19th November 2006; 2nd update 3.12.06 with comments from Scottish Place-name Society; 3rd update following Pitkennedy visit 14.4.07
Copyright © 2007 Iain Kennedy
There are a number of places in Ireland and Scotland based around the Kennedy name. In Scotland we have Castle Kennedy outside Stranraer, Kennedy's Cairn on the Mull of Galloway, Kennedy's Corner NE of Middlebie, Kennedy's Pass on the A77 coast road coming in to Girvan and Pitkennedy in Angus. The former, in the heartlands of the lowland Kennedys, hardly need further comment. However Pitkennedy is more interesting. Firstly, as my readers may be aware, the Pit- prefix is said to be indicative of the Picts, despite us having no record of them using writing. (There has been debate about this in the past and some have claimed that the stem is Gaelic). The prefix pit- or pett- is translated as 'share' or 'portion' (ie of land). Does this mean, then, that Kennedy is actually Pictish and thus far older than previously thought? Alas no. It was common practise to combine the Pictish Pit- prefix with Gaelic words. Pitkennedy is too small to appear in most gazeteers of Scottish place-names.
How old is the place-name Pitkennedy?
Nicolaisen gives the twelth century as the earliest we can hope to find written place-name evidence in Scotland, far later than England. The Map Library at the National Library of Scotland have an excellent digitised map section on the NLS website; around the mid-sixteenth century is about the earliest we can look for cartographic evidence and this is hampered by the smallness of the place. It does feature, twice, on the 1794 map by John Ainslie, first as Pitkennedy and again as Cotton of Pitkennedy. The author of this map had the annoying habit of 'crossing' many of his consonants making it hard to distinguish the lower case 'l' and 't'; I would venture that he was trying to write Pilkennedy, by comparison with other names nearby (qv the lower case 't's in Cotton, for example). At first glance Cotton of Pitkennedy seems to correspond with modern day 'Bog of Pitkennedy' but on reading this refused 2005 planning application the council make reference to both Bog of P. and Cotton of P. Around the time of Ainslie's map the First Statistical Account of Aberlemno parish fails to mention Pitkennedy but it does get a mention (1) in the New Statistical Account of 1845 when it was owned by one of the main landowners of the parish, Patrick Chalmers. Meanwhile the 1820 Thomson map names the locations Pilkennedy and 'Coteton of Pilkennedy'. Unfortunately the next online map of the area doesn't mention it and the 1898 county parish map sheet for Forfar is missing from the collection.
I consulted the Scottish Place-Name Society and their editor offered the opinion that Nicolaisen's original comments should stand, it being most likely that Pilkennedy was a spelling mistake that got copied. They also explained the meaning of 'Cotton of': 'Cotton' in Scottish place-names is usually a small hamlet of cots for cottars - farm workers who have a cottage (without land) as part of their contract.

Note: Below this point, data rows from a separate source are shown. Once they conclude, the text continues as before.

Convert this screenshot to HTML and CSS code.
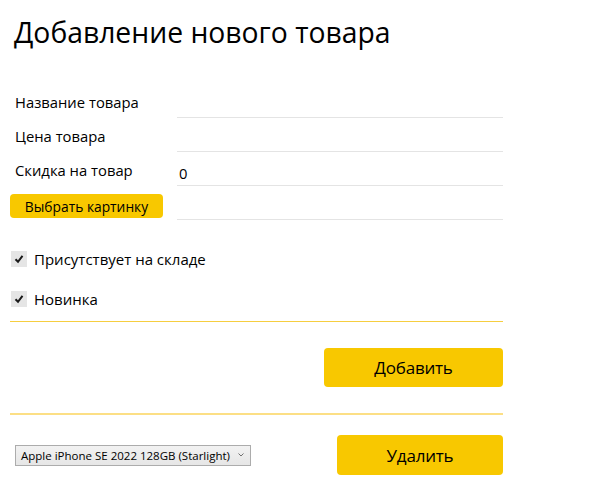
FILE: index.html
```html
<!DOCTYPE html>
<html lang="ru">
<head>
<meta charset="utf-8">
<title>Добавление нового товара</title>
<link rel="stylesheet" href="styles.css">
</head>
<body>
<div class="page">
  <h1 class="title">Добавление нового товара</h1>
  <div class="form">
    <div class="label">Название товара</div>
    <div class="field"></div>
    <div class="label">Цена товара</div>
    <div class="field"></div>
    <div class="label">Скидка на товар</div>
    <div class="field">0</div>
    <div class="label-btn"><button class="pick">Выбрать картинку</button></div>
    <div class="field"></div>
  </div>
  <div class="checks">
    <label class="check"><span class="box"><svg viewBox="0 0 16 16" width="16" height="16"><path d="M4.5 8.2 L7 10.8 L11.5 4.8" fill="none" stroke="#1a1a1a" stroke-width="2"/></svg></span>Присутствует на складе</label>
    <label class="check"><span class="box"><svg viewBox="0 0 16 16" width="16" height="16"><path d="M4.5 8.2 L7 10.8 L11.5 4.8" fill="none" stroke="#1a1a1a" stroke-width="2"/></svg></span>Новинка</label>
  </div>
  <div class="sep sep1"></div>
  <div class="add-row"><button class="big add">Добавить</button></div>
  <div class="sep sep2"></div>
  <div class="del-row">
    <div class="combo"><span class="combo-text">Apple iPhone SE 2022 128GB (Starlight)</span><svg class="caret" viewBox="0 0 6 4" width="6" height="4"><path d="M0.5 0.5 L3 3 L5.5 0.5" fill="none" stroke="#707070" stroke-width="1"/></svg></div>
    <button class="big del">Удалить</button>
  </div>
</div>
</body>
</html>
```
FILE: styles.css
```css
html, body {
  margin: 0;
  padding: 0;
  background: #ffffff;
}
body {
  font-family: "Open Sans", "Noto Sans", sans-serif;
  color: #000;
}
.page {
  width: 493px;
  margin-left: 10px;
}
.title {
  margin: 0;
  padding: 12px 0 0 4px;
  height: 84px;
  box-sizing: border-box;
  font-size: 28.3px;
  font-weight: 400;
  line-height: 40px;
}
.form {
  display: grid;
  grid-template-columns: 167px 326px;
  grid-template-rows: 34px 34px 34px 34px;
}
.label {
  padding-left: 5px;
  font-size: 14.8px;
  line-height: 20px;
  padding-top: 8px;
}
.field {
  border-bottom: 1px solid #e4e4e4;
  font-size: 14.8px;
  padding-left: 2px;
  padding-top: 11px;
  line-height: 20px;
  box-sizing: border-box;
}
.label-btn {
  display: flex;
  align-items: flex-end;
  padding-bottom: 2px;
}
.pick {
  width: 153px;
  height: 24px;
  border: none;
  border-radius: 4px;
  background: #f8c800;
  font-family: "Open Sans", "Noto Sans", sans-serif;
  font-size: 13.8px;
  color: #000;
  padding: 0;
}
.checks {
  display: flex;
  flex-direction: column;
  gap: 19px;
  padding-top: 28px;
  padding-left: 1px;
}
.check {
  display: flex;
  align-items: center;
  gap: 7px;
  height: 21px;
  font-size: 15px;
}
.box {
  width: 16px;
  height: 16px;
  background: #e5e5e5;
  display: flex;
}
.sep1 {
  margin-top: 12px;
  height: 1px;
  background: #f6ce40;
}
.add-row {
  display: flex;
  justify-content: flex-end;
  padding-top: 26px;
}
.big {
  border: none;
  border-radius: 4px;
  background: #f8c800;
  font-family: "Open Sans", "Noto Sans", sans-serif;
  font-size: 17px;
  color: #000;
  padding: 0;
  letter-spacing: -0.2px;
}
.add {
  width: 179px;
  height: 39px;
}
.sep2 {
  margin-top: 26px;
  height: 2px;
  background: #fcdf85;
}
.del-row {
  display: flex;
  justify-content: space-between;
  align-items: center;
  padding-top: 20px;
}
.combo {
  margin-left: 5px;
  width: 236px;
  height: 21px;
  box-sizing: border-box;
  border: 1px solid #acacac;
  background: linear-gradient(#f2f2f2, #e6e6e6);
  display: flex;
  align-items: center;
  justify-content: space-between;
  padding: 0 6px 0 5px;
  font-size: 11.5px;
}
.del {
  width: 166px;
  height: 40px;
}
```
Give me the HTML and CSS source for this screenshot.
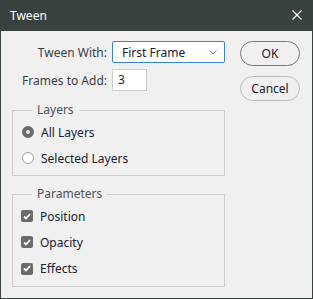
FILE: index.html
```html
<!DOCTYPE html>
<html>
<head>
    <link rel="stylesheet" href="styles.css">
</head>
<body>
    <div class="window">
        <div class="titlebar">
            <span class="title">Tween</span>
            <svg class="close" width="10" height="10" viewBox="0 0 10 10">
                <path d="M0.5 0.5 L9.5 9.5 M9.5 0.5 L0.5 9.5" stroke="#fff" stroke-width="1.2" fill="none"/>
            </svg>
        </div>

        <div class="content">
            <div class="left">
                <div class="field-row">
                    <label class="field-label">Tween With:</label>
                    <div class="select">
                        <span>First Frame</span>
                        <svg width="8" height="5" viewBox="0 0 8 5">
                            <path d="M0.5 0.5 L4 4 L7.5 0.5" stroke="#7a7a7a" stroke-width="1" fill="none"/>
                        </svg>
                    </div>
                </div>
                <div class="field-row">
                    <label class="field-label">Frames to Add:</label>
                    <div class="text-input">3</div>
                </div>

                <fieldset class="group group-layers">
                    <legend>Layers</legend>
                    <div class="option"><span class="radio checked"></span>All Layers</div>
                    <div class="option"><span class="radio"></span>Selected Layers</div>
                </fieldset>

                <fieldset class="group group-params">
                    <legend>Parameters</legend>
                    <div class="option"><span class="checkbox"><svg width="8" height="7" viewBox="0 0 8 7"><path d="M1 3.5 L3 5.5 L7 1" stroke="#fff" stroke-width="1.8" fill="none"/></svg></span>Position</div>
                    <div class="option"><span class="checkbox"><svg width="8" height="7" viewBox="0 0 8 7"><path d="M1 3.5 L3 5.5 L7 1" stroke="#fff" stroke-width="1.8" fill="none"/></svg></span>Opacity</div>
                    <div class="option"><span class="checkbox"><svg width="8" height="7" viewBox="0 0 8 7"><path d="M1 3.5 L3 5.5 L7 1" stroke="#fff" stroke-width="1.8" fill="none"/></svg></span>Effects</div>
                </fieldset>
            </div>

            <div class="buttons">
                <button class="btn btn-default">OK</button>
                <button class="btn">Cancel</button>
            </div>
        </div>
    </div>
</body>
</html>
```

FILE: styles.css
```css
body {
    margin: 0;
    font-family: "Noto Sans", sans-serif;
    font-size: 12px;
    color: #202030;
}

.window {
    width: 313px;
    height: 299px;
    box-sizing: border-box;
    border: 1px solid #3a4240;
    border-top: none;
    background-color: #f0f0f0;
}

.titlebar {
    height: 31px;
    margin: 0 -1px;
    background-color: #3a4240;
    display: flex;
    align-items: center;
    justify-content: space-between;
    padding: 0 11px 0 10px;
}

.title {
    color: #fff;
    font-size: 12px;
    margin-top: -1px;
}

.close {
    margin-bottom: 1px;
}

.content {
    display: flex;
    gap: 15px;
    padding: 10px 11px 0 11px;
}

.left {
    width: 213px;
}

.field-row {
    display: flex;
    align-items: center;
    gap: 5px;
    margin-bottom: 6px;
}

.field-label {
    width: 95px;
    text-align: right;
    color: #3c3c44;
}

.select {
    flex: 1;
    height: 22px;
    box-sizing: border-box;
    background-color: #fff;
    border: 1px solid #3c80e0;
    border-radius: 2px;
    display: flex;
    align-items: center;
    justify-content: space-between;
    padding: 0 7px 0 9px;
}

.text-input {
    width: 35px;
    height: 22px;
    box-sizing: border-box;
    background-color: #fff;
    border: 1px solid #cfcfcf;
    padding: 0 5px;
    line-height: 20px;
}

.group {
    margin: 0;
    padding: 1px 0 4px 9px;
    border: 1px solid #cdcdcd;
    min-width: 0;
}

.group-layers {
    margin-top: 11px;
}

.group-params {
    margin-top: 10px;
}

.group legend {
    margin-left: 10px;
    padding: 0 5px;
    line-height: 16px;
    color: #505058;
}

.option {
    height: 26px;
    display: flex;
    align-items: center;
    gap: 7px;
}

.group-params .option:last-child {
    height: 27px;
}

.radio {
    width: 12px;
    height: 12px;
    box-sizing: border-box;
    border-radius: 50%;
    border: 1px solid #a0a0a0;
    background-color: #fff;
}

.radio.checked {
    border: 4px solid #6b6b6b;
    background-color: #e8e8e8;
}

.checkbox {
    width: 12px;
    height: 12px;
    margin-left: -1px;
    border-radius: 2px;
    background-color: #6b6b6b;
    display: flex;
    align-items: center;
    justify-content: center;
}

.buttons {
    display: flex;
    flex-direction: column;
    gap: 10px;
}

.btn {
    width: 60px;
    height: 25px;
    padding: 0;
    font-family: "Noto Sans", sans-serif;
    font-size: 12px;
    color: #202030;
    background-color: #f0f0f0;
    border: 1px solid #bcbcbc;
    border-radius: 13px;
}

.btn-default {
    border-color: #7a7a7a;
}
```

Having visited the area recently, I can report that there are 3 separate farms; Pitkennedy, Cotton of Pitkennedy and Bog of Pitkennedy; a primary school that is now merging with its neighbour; and a homestead at Lower Pitkennedy which has split off from the main Pitkennedy farm.
Why was Angus a source for a Kennedy-named place?
This is an interesting question as Angus is far from being typical Kennedy country compared with the South-west and Highlands. One might almost think that it would indeed make more sense if Kenneth, the Pictish king who died at Forteviot, was the source although Pitkennedy is a fair distance even from the latter.
Angus city council are claiming on their website that Pitkennedy means Kenneth's farm. This is reminiscent of the old story that Kennedy is linked to the name Kenneth, which I do not find convincing. Of course both names were Gaelic, the latter derived from the name Cainnech*. However Nicolaisen gives Pitkennedy as meaning 'Cenneteigh's share'.
(1) The online images of the pages of the First and Second statistical accounts are a fantastic treasure. It would be churlish to complain that having encouraged its users to provide url references, they don't actually work as you have to login first! Then you get a message thus:
The link or bookmark you used to access The Statistical Accounts of Scotland refers to: ...
Black, George F. , The Surnames of Scotland, 1946 (Birlinn edition published 1999)
Fraser, Ian, Perthshire Place-names, chapter in The Perthshire Book, Birlinn, 1999
Nicolaisen, W.F.H., Scottish place-names, John Donald (Birlinn), 1976, 2001
* according to Black, the name which appears in English as Kenneth is of different origin, the old Scots Gaelic King's name Cinead. This to me makes this entry confusing as the latter is considerably more well-known and it is unclear how we are supposed to know which is which, especially if they are both Gaelic.